In the five sessions immediately following Jupiter square
Neptune, however, the market plunged all the way down
to 9976. This loss of 744 points in just five sessions
took back all the gains that were made over the previous
two weeks—and more!
The
U.S. stock market then embarked on a dramatic increase
between October 18, 1999 (one week after the past Jupiter-Neptune
signature), and January 20, 2000, when the DJIA made
a new all-time high of 11,750. This represented an appreciation
of 17.8 percent in value in just three months.
Of
course, the NASDAQ was even more spectacular. Between
October 18 and the high of last Friday, March 10 (one
week prior to the third and final passage of the same
two planets), the NASDAQ 100 futures advanced close
to 2300 points. When you consider that it was trading
at slightly under 2400 at that time (October 18, 1999),
you can see that this index appreciated nearly 100 percent
in the last four months.
To
say that this is "spectacular" by any form of historical
measurement is an understatement. But then again, records
are made to be broken when Jupiter and Neptune enter
into aspect. After all, in the world of astrology, Jupiter
represents BIG, and Neptune is the principle of "no
boundaries."
History
of the Jupiter-Neptune Cycle
Does
the history of this planetary cycle tell us anything
about the importance of last week's market behavior?
I think so.
In
The Ultimate Book on Stock Market Timing, Volume
2: Geocosmic Correlations to Investment Cycles,
published in January 1999, I wrote the following in
regard to the history of Jupiter forming a square to
Neptune:
"The
waxing square has a definite correlation more to troughs
than crests. In eight of these nine cases studied since
1930 (89 percent), a long-term cycle trough unfolded
within six months. There were three instances in which
the aspect occurred in a series of three contacts. In
each case, the market fell hard into the middle, toward
the end of this series. In two cases there were crests
right after the first passage."
Here
we have the same historical pattern occurring again.
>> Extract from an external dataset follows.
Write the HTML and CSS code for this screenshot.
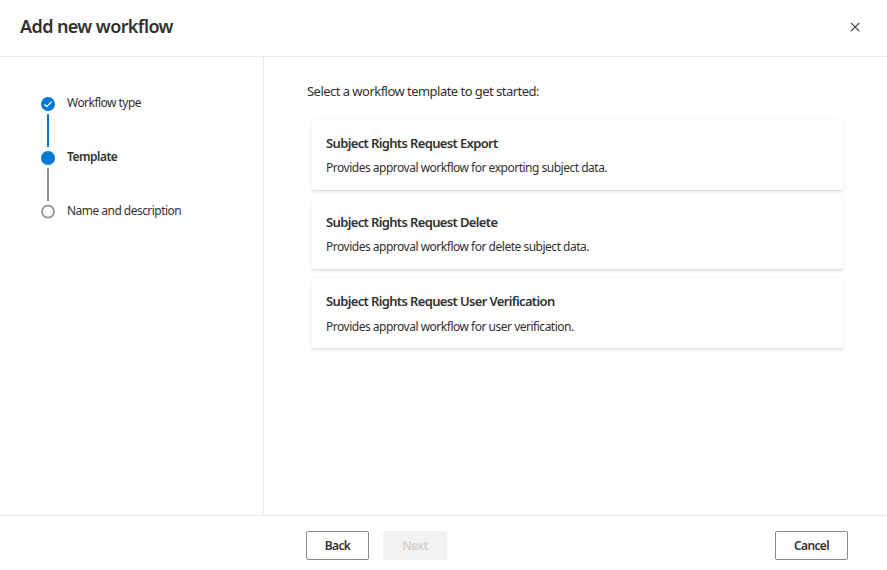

That is, the market makes a long-term cycle crest within
one day of the first passage, then suffers a powerful
decline to a significant cycle trough into the middle
and again toward the end of this series (the low of
October 18, 1999 one week after the second passage,
and the low that appears to have formed last week, close
to this third passage).
What
Should Traders Do?
Was
that the bottom last week, from which stock prices will
now advance for many weeks or even months? Or will the
market behave like last October, where it tops out right
around the Jupiter square Neptune in a burst of “irrational
exuberance,” only to be followed by a very quick and
steep drop in which it gives everything back before
commencing the next wild ride upward?
Either
way, Jupiter-Neptune suggests that a low is close at
hand, and traders are advised to adopt bullish trading
strategies. That is, look to buy on dips now, if not
already long. There may or may not be another sharp
decline within the next five to ten sessions.
There
doesn't have to be, as the minimum criteria for this signature has already
been achieved, just as it has been achieved every time in the past 64
years. But even if there is a sharp decline in the immediate future,
it's most likely to be short-lived, and thus offer another buying opportunity
for traders. Once the low is in, the high of the next cycle is not due
for at least two to eight weeks afterward.